-- Start --

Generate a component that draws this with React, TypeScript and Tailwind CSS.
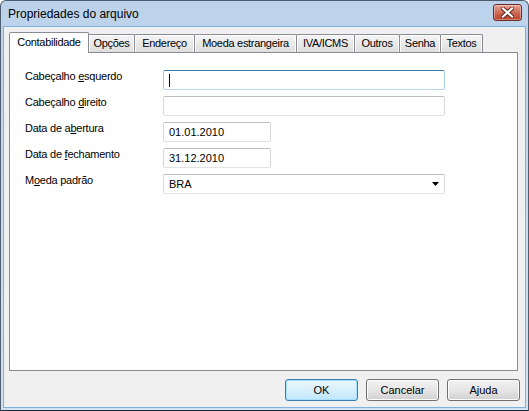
import type { ReactNode } from 'react';

const tabs = [
  { label: 'Opções', w: 'w-[47px]' },
  { label: 'Endereço', w: 'w-[61px]' },
  { label: 'Moeda estrangeira', w: 'w-[103px]' },
  { label: 'IVA/ICMS', w: 'w-[59px]' },
  { label: 'Outros', w: 'w-[46px]' },
  { label: 'Senha', w: 'w-[42px]' },
  { label: 'Textos', w: 'w-[43px]' },
];

function CloseButton() {
  return (
    <div className="w-[29px] h-[17px] rounded-[3px] border border-[#6b2a22] bg-gradient-to-b from-[#e5a497] via-[#cf6a56] to-[#b8402b] shadow-[inset_0_0_0_1px_rgba(255,255,255,0.35)] flex items-center justify-center">
      <svg width="13" height="11" viewBox="0 0 13 11">
        <path d="M2 1.5 L11 9.5 M11 1.5 L2 9.5" stroke="#5c2219" strokeWidth="4" strokeLinecap="square" />
        <path d="M2 1.5 L11 9.5 M11 1.5 L2 9.5" stroke="#ffffff" strokeWidth="2.2" strokeLinecap="square" />
      </svg>
    </div>
  );
}

function Field({ label, width, focused, children }: { label: ReactNode; width: string; focused?: boolean; children?: ReactNode }) {
  const border = focused
    ? 'border-[#a4c9e3] border-t-[#3d7bad] border-b-[#b7d9ed]'
    : 'border-[#d9d9d9] border-t-[#bdbdbd] border-b-[#e3e3e3]';
  return (
    <div className="flex h-[20px]">
      <div className="w-[138px] leading-[13px]">{label}</div>
      <div className={`${width} h-[20px] bg-white border rounded-[2px] ${border} flex items-center pl-[5px] relative`}>
        {children}
      </div>
    </div>
  );
}

export default function App() {
  return (
    <div className="w-[529px] h-[411px] flex flex-col rounded-t-[6px] border border-[#4f5d70] border-b-[#1f2b38] bg-gradient-to-b from-[#bcd2eb] to-[#d3e2f3] font-['Liberation_Sans',Arial,sans-serif] text-black overflow-hidden">
      {/* title bar */}
      <div className="h-[25px] flex items-start pl-[7px] pr-[6px] shrink-0">
        <div className="flex-1 pt-[6px] text-[12px] leading-[14px]">Propriedades do arquivo</div>
        <div className="pt-[3px]">
          <CloseButton />
        </div>
      </div>

      {/* client area */}
      <div className="flex-1 mx-[2px] mb-[2px] border border-[#7fb0df] bg-[#f0f0f0] flex flex-col px-[5px] pt-[5px] pb-[6px] text-[11px] tracking-[-0.25px]">
        {/* tab strip */}
        <div className="h-[20px] flex items-end mr-[2px] shrink-0">
          <div className="relative z-10 w-[80px] h-[21px] -mb-px bg-white border border-b-0 border-[#898c95] rounded-t-[2px] flex items-center justify-center pb-[2px] tracking-[-0.3px]">
            Contabilidade
          </div>
          {tabs.map((t) => (
            <div
              key={t.label}
              className={`${t.w} h-[18px] -ml-px border border-b-0 border-[#898c95] rounded-t-[2px] bg-gradient-to-b from-[#f5f5f5] to-[#dedede] shadow-[inset_1px_1px_0_#ffffff,inset_-1px_0_0_#ffffff] flex items-center justify-center tracking-[-0.3px]`}
            >
              {t.label}
            </div>
          ))}
        </div>

        {/* tab page */}
        <div className="flex-1 mr-[2px] bg-white border border-[#898c95] pl-[15px] pt-[17px] flex flex-col gap-[6px]">
          <Field label={<>Cabeçalho <u>e</u>squerdo</>} width="w-[282px]" focused>
            <div className="w-px h-[13px] bg-black" />
          </Field>
          <Field label={<>Cabeçalho <u>d</u>ireito</>} width="w-[282px]" />
          <Field label={<>Data de a<u>b</u>ertura</>} width="w-[108px]">
            <span className="tracking-normal">01.01.2010</span>
          </Field>
          <Field label={<>Data de <u>f</u>echamento</>} width="w-[108px]">
            <span className="tracking-normal">31.12.2010</span>
          </Field>
          <Field label={<>M<u>o</u>eda padrão</>} width="w-[282px]">
            <span className="flex-1 tracking-normal">BRA</span>
            <svg width="7" height="4" viewBox="0 0 7 4" className="mr-[5px]">
              <path d="M0 0 H7 L3.5 4 Z" fill="#000" />
            </svg>
          </Field>
        </div>

        {/* dialog buttons */}
        <div className="mt-[8px] flex justify-end gap-[8px] shrink-0 tracking-normal">
          <button className="w-[73px] h-[22px] rounded-[3px] border border-[#3c7fb1] bg-gradient-to-b from-[#eaf6fd] via-[#d9f0fc] to-[#bee6fd] shadow-[inset_0_0_0_1px_#a6e0ff] text-[11px]">
            OK
          </button>
          <button className="w-[73px] h-[22px] rounded-[3px] border border-[#707070] bg-gradient-to-b from-[#f2f2f2] via-[#e6e6e6] to-[#d0d0d0] shadow-[inset_0_0_0_1px_#fcfcfc] text-[11px]">
            Cancelar
          </button>
          <button className="w-[73px] h-[22px] rounded-[3px] border border-[#707070] bg-gradient-to-b from-[#f2f2f2] via-[#e6e6e6] to-[#d0d0d0] shadow-[inset_0_0_0_1px_#fcfcfc] text-[11px]">
            Ajuda
          </button>
        </div>
      </div>
    </div>
  );
}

-- End --

== Your instructions ==
Copy out every line of the material above exactly, skipping the pictures.

== Reply to the exercise ==
Generate a component that draws this with React, TypeScript and Tailwind CSS.
import type { ReactNode } from 'react';

const tabs = [
  { label: 'Opções', w: 'w-[47px]' },
  { label: 'Endereço', w: 'w-[61px]' },
  { label: 'Moeda estrangeira', w: 'w-[103px]' },
  { label: 'IVA/ICMS', w: 'w-[59px]' },
  { label: 'Outros', w: 'w-[46px]' },
  { label: 'Senha', w: 'w-[42px]' },
  { label: 'Textos', w: 'w-[43px]' },
];

function CloseButton() {
  return (
    <div className="w-[29px] h-[17px] rounded-[3px] border border-[#6b2a22] bg-gradient-to-b from-[#e5a497] via-[#cf6a56] to-[#b8402b] shadow-[inset_0_0_0_1px_rgba(255,255,255,0.35)] flex items-center justify-center">
      <svg width="13" height="11" viewBox="0 0 13 11">
        <path d="M2 1.5 L11 9.5 M11 1.5 L2 9.5" stroke="#5c2219" strokeWidth="4" strokeLinecap="square" />
        <path d="M2 1.5 L11 9.5 M11 1.5 L2 9.5" stroke="#ffffff" strokeWidth="2.2" strokeLinecap="square" />
      </svg>
    </div>
  );
}

function Field({ label, width, focused, children }: { label: ReactNode; width: string; focused?: boolean; children?: ReactNode }) {
  const border = focused
    ? 'border-[#a4c9e3] border-t-[#3d7bad] border-b-[#b7d9ed]'
    : 'border-[#d9d9d9] border-t-[#bdbdbd] border-b-[#e3e3e3]';
  return (
    <div className="flex h-[20px]">
      <div className="w-[138px] leading-[13px]">{label}</div>
      <div className={`${width} h-[20px] bg-white border rounded-[2px] ${border} flex items-center pl-[5px] relative`}>
        {children}
      </div>
    </div>
  );
}

export default function App() {
  return (
    <div className="w-[529px] h-[411px] flex flex-col rounded-t-[6px] border border-[#4f5d70] border-b-[#1f2b38] bg-gradient-to-b from-[#bcd2eb] to-[#d3e2f3] font-['Liberation_Sans',Arial,sans-serif] text-black overflow-hidden">
      {/* title bar */}
      <div className="h-[25px] flex items-start pl-[7px] pr-[6px] shrink-0">
        <div className="flex-1 pt-[6px] text-[12px] leading-[14px]">Propriedades do arquivo</div>
        <div className="pt-[3px]">
          <CloseButton />
        </div>
      </div>

      {/* client area */}
      <div className="flex-1 mx-[2px] mb-[2px] border border-[#7fb0df] bg-[#f0f0f0] flex flex-col px-[5px] pt-[5px] pb-[6px] text-[11px] tracking-[-0.25px]">
        {/* tab strip */}
        <div className="h-[20px] flex items-end mr-[2px] shrink-0">
          <div className="relative z-10 w-[80px] h-[21px] -mb-px bg-white border border-b-0 border-[#898c95] rounded-t-[2px] flex items-center justify-center pb-[2px] tracking-[-0.3px]">
            Contabilidade
          </div>
          {tabs.map((t) => (
            <div
              key={t.label}
              className={`${t.w} h-[18px] -ml-px border border-b-0 border-[#898c95] rounded-t-[2px] bg-gradient-to-b from-[#f5f5f5] to-[#dedede] shadow-[inset_1px_1px_0_#ffffff,inset_-1px_0_0_#ffffff] flex items-center justify-center tracking-[-0.3px]`}
            >
              {t.label}
            </div>
          ))}
        </div>

        {/* tab page */}
        <div className="flex-1 mr-[2px] bg-white border border-[#898c95] pl-[15px] pt-[17px] flex flex-col gap-[6px]">
          <Field label={<>Cabeçalho <u>e</u>squerdo</>} width="w-[282px]" focused>
            <div className="w-px h-[13px] bg-black" />
          </Field>
          <Field label={<>Cabeçalho <u>d</u>ireito</>} width="w-[282px]" />
          <Field label={<>Data de a<u>b</u>ertura</>} width="w-[108px]">
            <span className="tracking-normal">01.01.2010</span>
          </Field>
          <Field label={<>Data de <u>f</u>echamento</>} width="w-[108px]">
            <span className="tracking-normal">31.12.2010</span>
          </Field>
          <Field label={<>M<u>o</u>eda padrão</>} width="w-[282px]">
            <span className="flex-1 tracking-normal">BRA</span>
            <svg width="7" height="4" viewBox="0 0 7 4" className="mr-[5px]">
              <path d="M0 0 H7 L3.5 4 Z" fill="#000" />
            </svg>
          </Field>
        </div>

        {/* dialog buttons */}
        <div className="mt-[8px] flex justify-end gap-[8px] shrink-0 tracking-normal">
          <button className="w-[73px] h-[22px] rounded-[3px] border border-[#3c7fb1] bg-gradient-to-b from-[#eaf6fd] via-[#d9f0fc] to-[#bee6fd] shadow-[inset_0_0_0_1px_#a6e0ff] text-[11px]">
            OK
          </button>
          <button className="w-[73px] h-[22px] rounded-[3px] border border-[#707070] bg-gradient-to-b from-[#f2f2f2] via-[#e6e6e6] to-[#d0d0d0] shadow-[inset_0_0_0_1px_#fcfcfc] text-[11px]">
            Cancelar
          </button>
          <button className="w-[73px] h-[22px] rounded-[3px] border border-[#707070] bg-gradient-to-b from-[#f2f2f2] via-[#e6e6e6] to-[#d0d0d0] shadow-[inset_0_0_0_1px_#fcfcfc] text-[11px]">
            Ajuda
          </button>
        </div>
      </div>
    </div>
  );
}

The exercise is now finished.